Over the years I’ve been asked to
contribute a Christmas story to a variety of publications. In the next few days
I’ll feature some of them. Here is ‘Outcast’
which was published in Outpost
magazine in 1989. It is one of 21 stories in Nourish a Blind Life, my second collection of stories., here
OUTCAST
She came out of the godforsaken planet’s seasonal mists, struggling under her immense weight. She wasn’t welcome.
Abraham Hertzog
didn’t like company. That’s why he had settled in this inhospitable place, a
last fuelling stop at the rim of the galaxy: a bleak station, where sand and
dust vied with alien plants, neither succeeding for long to cling onto the
barren rocky landscape. Planetary storms were too frequent.
Which reminded him: he was due to telecast Headquarters. It was a full 3 months since he last ordered victuals.
His metal shack
abutted onto the side of a towering ultramarine cliff. The rock was heavily pitted,
from recent meteor showers and severe gales: he used the nearest caves for
storage. But now stocks were running low.

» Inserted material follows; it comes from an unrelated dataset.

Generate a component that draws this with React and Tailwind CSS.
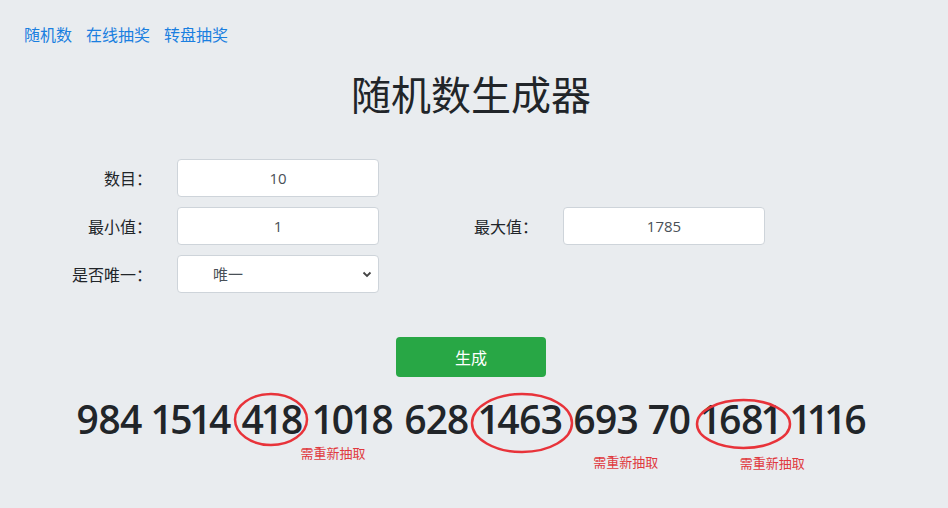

He squinted out the porthole, past the thousand-meter landing pad, the fuelling depot and its attendant robot-mechanics.
As the green
six-legged creature stumbled onto the tarmac, a robot wheeled solicitously
toward her and helped her to large ungainly feet. Even from this distance,
Abraham could detect the gratefulness in her protruding eyes. They were so
damned trusting!
Perhaps that was why he didn’t want to see her?
Guilt?
Not a thousand kilometres to the west there had been a luxuriant mauve forest, sprouting from purple springy grass. Now there were just a few tree-stumps; the rest was overbuilt by settlers. When mankind seeded the stars, he also brought diseases, pollution, greed, prejudices and weapons... The aliens were decimated, the survivors now outcasts on their own planet.
The robot helped
the creature to the door, which chimed.
‘Just a minute,’ Abraham called, ‘Oy veh!’
The airlock
whispered and he stepped out of the air-conditioned atmosphere onto the metal
veranda. The air was thick with dust, the ozone crackling. ‘What is it?’

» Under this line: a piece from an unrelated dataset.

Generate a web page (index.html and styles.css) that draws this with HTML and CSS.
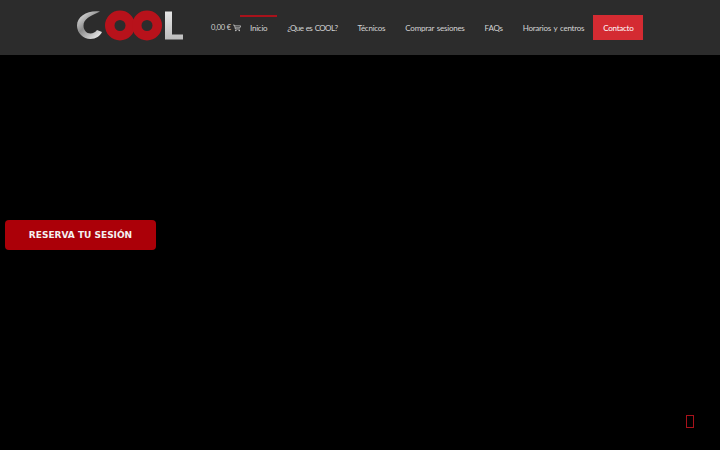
FILE: index.html
```html
<!DOCTYPE html>
<html lang="es">
<head>
<meta charset="utf-8">
<title>COOL</title>
<link rel="stylesheet" href="styles.css">
</head>
<body>
<header class="header">
  <a class="logo" href="#" aria-label="COOL">
    <svg width="108" height="36" viewBox="0 0 108 36">
      <defs>
        <linearGradient id="cg" x1="0.1" y1="0" x2="0.9" y2="1">
          <stop offset="0" stop-color="#e8e8e8"/>
          <stop offset="0.45" stop-color="#8c8c8c"/>
          <stop offset="1" stop-color="#f2f2f2"/>
        </linearGradient>
        <linearGradient id="lg" x1="0" y1="0" x2="0" y2="1">
          <stop offset="0" stop-color="#e6e6e6"/>
          <stop offset="1" stop-color="#bdbdbd"/>
        </linearGradient>
      </defs>
      <path class="logo-c" d="M24 1.5C12 0 1 6 1 15.5A13.5 13.5 0 0 0 14.5 29C20 29 24 26 26 22L21 20C19.5 22 17 23.5 14.5 23.5C10.5 23.5 7.5 20 7.5 15.5C7.5 9 14 6 24 1.5Z"/>
      <circle class="logo-o" cx="44" cy="15.5" r="10.25"/>
      <circle class="logo-o" cx="71" cy="15.5" r="10.25"/>
      <path class="logo-l" d="M89 1.5H96V24.5H107V29.5H89Z"/>
    </svg>
  </a>
  <nav class="nav">
    <a class="cart" href="#">0,00 €
      <svg class="cart-icon" width="8" height="8" viewBox="0 0 9 8">
        <path d="M0 .7H1.6L2.7 5.2H7.6M2 1.6H8.6L7.8 3.8H2.5" fill="none" stroke="#d8d8d8" stroke-width=".8"/>
        <circle cx="3.2" cy="6.9" r=".8" fill="#d8d8d8"/>
        <circle cx="7" cy="6.9" r=".8" fill="#d8d8d8"/>
      </svg>
    </a>
    <a class="link active" href="#">Inicio</a>
    <a class="link tight" href="#">¿Que es COOL?</a>
    <a class="link" href="#">Técnicos</a>
    <a class="link" href="#">Comprar sesiones</a>
    <a class="link" href="#">FAQs</a>
    <a class="link" href="#">Horarios y centros</a>
    <a class="link contact" href="#">Contacto</a>
  </nav>
</header>
<main class="hero">
  <a class="reserve" href="#">RESERVA TU SESIÓN</a>
</main>
<a class="to-top" href="#" aria-label="Subir"></a>
</body>
</html>
```
FILE: styles.css
```css
* { box-sizing: border-box; }
html, body { margin: 0; height: 100%; }
body {
  background: #000;
  font-family: "Lato", "Noto Sans", sans-serif;
  overflow: hidden;
}
a { text-decoration: none; color: inherit; }
.header {
  height: 55px;
  background: #2c2c2c;
  display: flex;
  align-items: center;
  padding-left: 76px;
}
.logo { display: flex; width: 135px; }
.logo-c { fill: url(#cg); }
.logo-o { fill: none; stroke: #b8121b; stroke-width: 9.5; }
.logo-l { fill: url(#lg); }
.nav { display: flex; align-items: center; height: 25px; }
.cart {
  display: flex;
  align-items: center;
  gap: 2px;
  width: 29px;
  white-space: nowrap;
  font-size: 7.5px;
  letter-spacing: -.2px;
  color: #cfcfcf;
}
.cart-icon { flex: none; }
.link {
  height: 25px;
  padding: 0 10px;
  display: flex;
  align-items: center;
  font-size: 8px;
  letter-spacing: -.25px;
  word-spacing: 1px;
  color: #d4d4d4;
  white-space: nowrap;
  border-top: 2px solid transparent;
  border-bottom: 2px solid transparent;
}
.tight { letter-spacing: -.6px; }
.active { border-top-color: #a8121b; }
.contact { background: #d42b32; color: #fff; margin-left: -1px; }
.hero { height: 395px; display: flex; align-items: center; padding-left: 5px; }
.reserve {
  width: 151px;
  height: 30px;
  margin-top: -35px;
  display: flex;
  align-items: center;
  justify-content: center;
  background: #ab0008;
  border-radius: 4px;
  color: #f4f0f0;
  font-family: "DejaVu Sans", sans-serif;
  font-weight: 700;
  font-size: 9px;
}
.to-top {
  position: absolute;
  left: 686px;
  top: 415px;
  width: 8px;
  height: 13px;
  border: 1px solid #a8121b;
}
```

But he needn’t ask. The pregnant creature was exhausted, and near term.
Against his
better judgement, he directed the robot to bring her round the back and made
room in the half-empty storage cave.
‘Stay here with her,’ he instructed the robot, ‘while I get some halvah.’
Later, as he
dialled Headquarters about those victuals, he looked out the rear port.

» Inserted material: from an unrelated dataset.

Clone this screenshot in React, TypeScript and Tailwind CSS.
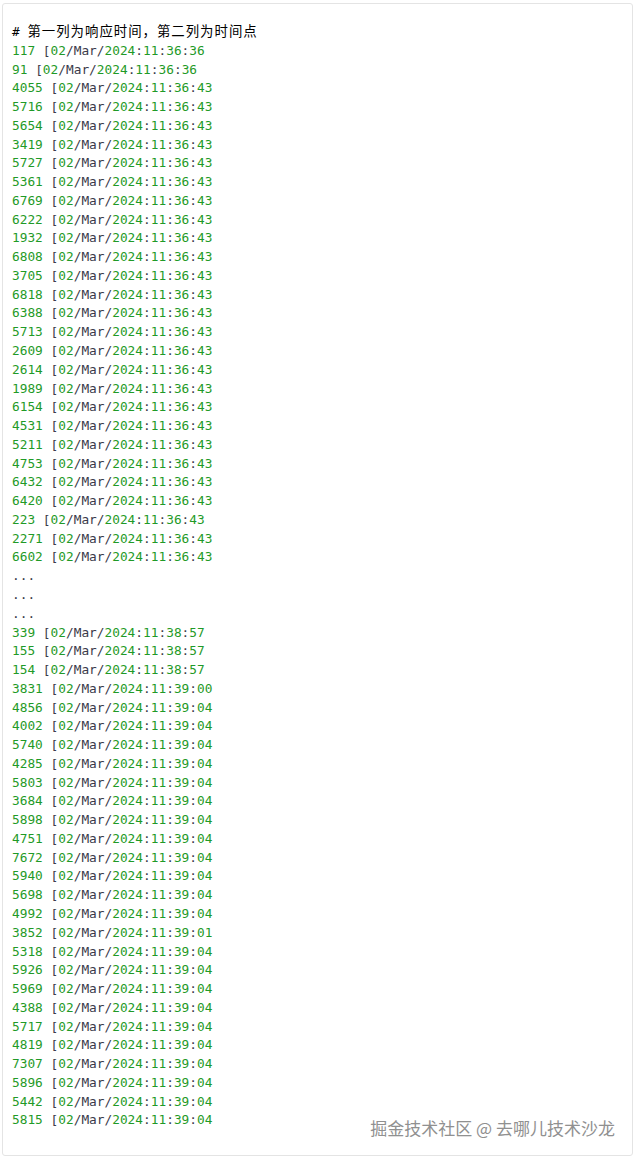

The creature had managed a guttural approximation of English: her name was Yram; she had voraciously devoured his offered confection and now lay contented, watched by a number of mechanic and haulage robots. His attention was suddenly drawn to the green bundle of limbs swathed in sacking as the telecast speaker announced: ‘Merry Christmas, Abe!’
And he looked up
at a star, twinkling overhead, brighter than any he’d seen on his journeys
through the Milky Way.
‘Yes, of course. It would be, wouldn’t it?’ he mused and realised that perhaps this planet wasn’t God-forsaken after all.